Isso passou-se há 13 anos, quando Catarina e todos os vendedores do Terreiro do Paço foram obrigados a vir para aqui. Para os instalar, a câmara municipal construiu estas bancas cobertas. Hoje, os vendedores pagam 120 euros mensais por cada banca. O Colombo só foi construído dois anos depois, o que não foi problema para eles. A diferença foi para melhor.
Pobres no íntimo
Paulo está decidido a comprar as botas à filha. "No Colombo, umas iguais custam 60 euros", diz ele, depois de ter corrido várias lojas. É esse o seu método. "Nunca compro nada antes de ir a todas as lojas, comparar os preços. Andámos, por exemplo, à procura de uma impressora, para ela. Fomos à Worten, à Vobis, à FNAC. Os preços são todos diferentes, para a mesma impressora. Chega a haver diferença de 15 euros". Paulo vive na Amadora, da sua reforma, antecipada devido a um acidente. Há oito anos, a mulher abandonou--o, a ele e à filha, que tem de educar sozinho.
A busca pela impressora continuará, até se encontrar a mais barata do mercado. Daqui a uma semana, o aparelho, muito útil para os trabalhos escolares de Adriana, que está no 7.º ano, será adquirido - ou não. "Depende das notas que ela tiver. Se forem más, não tem prendas", explica o pai.

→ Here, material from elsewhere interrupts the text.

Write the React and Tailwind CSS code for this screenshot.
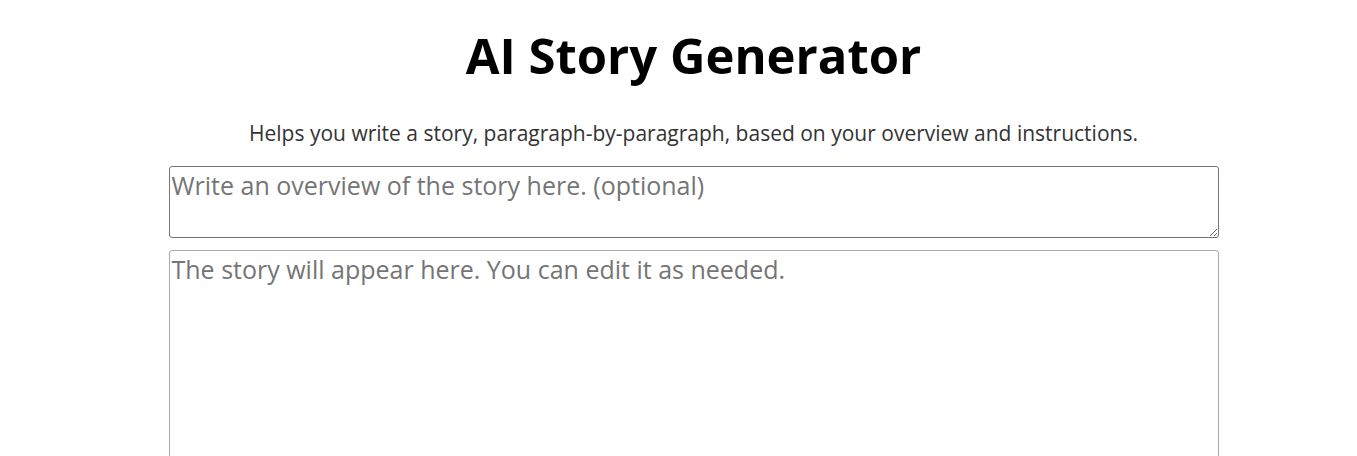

Já as botas são mesmo necessárias, porque os ténis da rapariga estão ensopados. Mas, na banca de Catarina, ao contrário do que acontece nas sapatarias, o número mais alto que há, para mulher, é o 39. Adriana calça 40.
"As pessoas arranjam todos os pretextos para não comprarem", diz Matilde Augusta, de 80 anos, que explora outra banca do mercado. "Parece que alguns só recebem o subsídio a 15 de Dezembro. É a minha esperança". Um par de calças, 10 euros (no ano passado custavam 20). Camisas, cinco euros. Cuecas, um.
"A culpa não é dos chineses. Não tenho problemas com eles. A culpa é de certas pessoas que querem ganhar mais do que outros". Faz um vago gesto para o lado, para se referir aos colegas. "Querem ganhar tudo. Mas, no mundo, as coisas têm de ser distribuídas por todos". Blusão de ganga, 10 euros.
"Compro aqui porque é mais barato". Marta Figueira, de 27 anos, acaba de dar dois euros por dois pares de cuecas de renda preta. Vive no Cacém, é solteira e empregada numa loja de roupa do Colombo. Veste uma camisola de lã e uma gabardina branca que não foram, seguramente, compradas aqui. "É verdade. Compro a roupa exterior no Colombo, mas a interior venho ao mercado".
Matilde tem muitos clientes do "mercado" ao lado. "Mulheres e homens, de todas as idades. A maior parte das pessoas que trabalha no Colombo vem comprar aqui". Nem que seja apenas a roupa íntima. "Sabe - diz Marta -, é porque temos de parecer ricos, mas, no íntimo, somos pobres".
Marta, de 27 anos, compra a roupa exterior no Colombo, mas as peças íntimas adquire-as no mercado. "Temos de parecer ricos".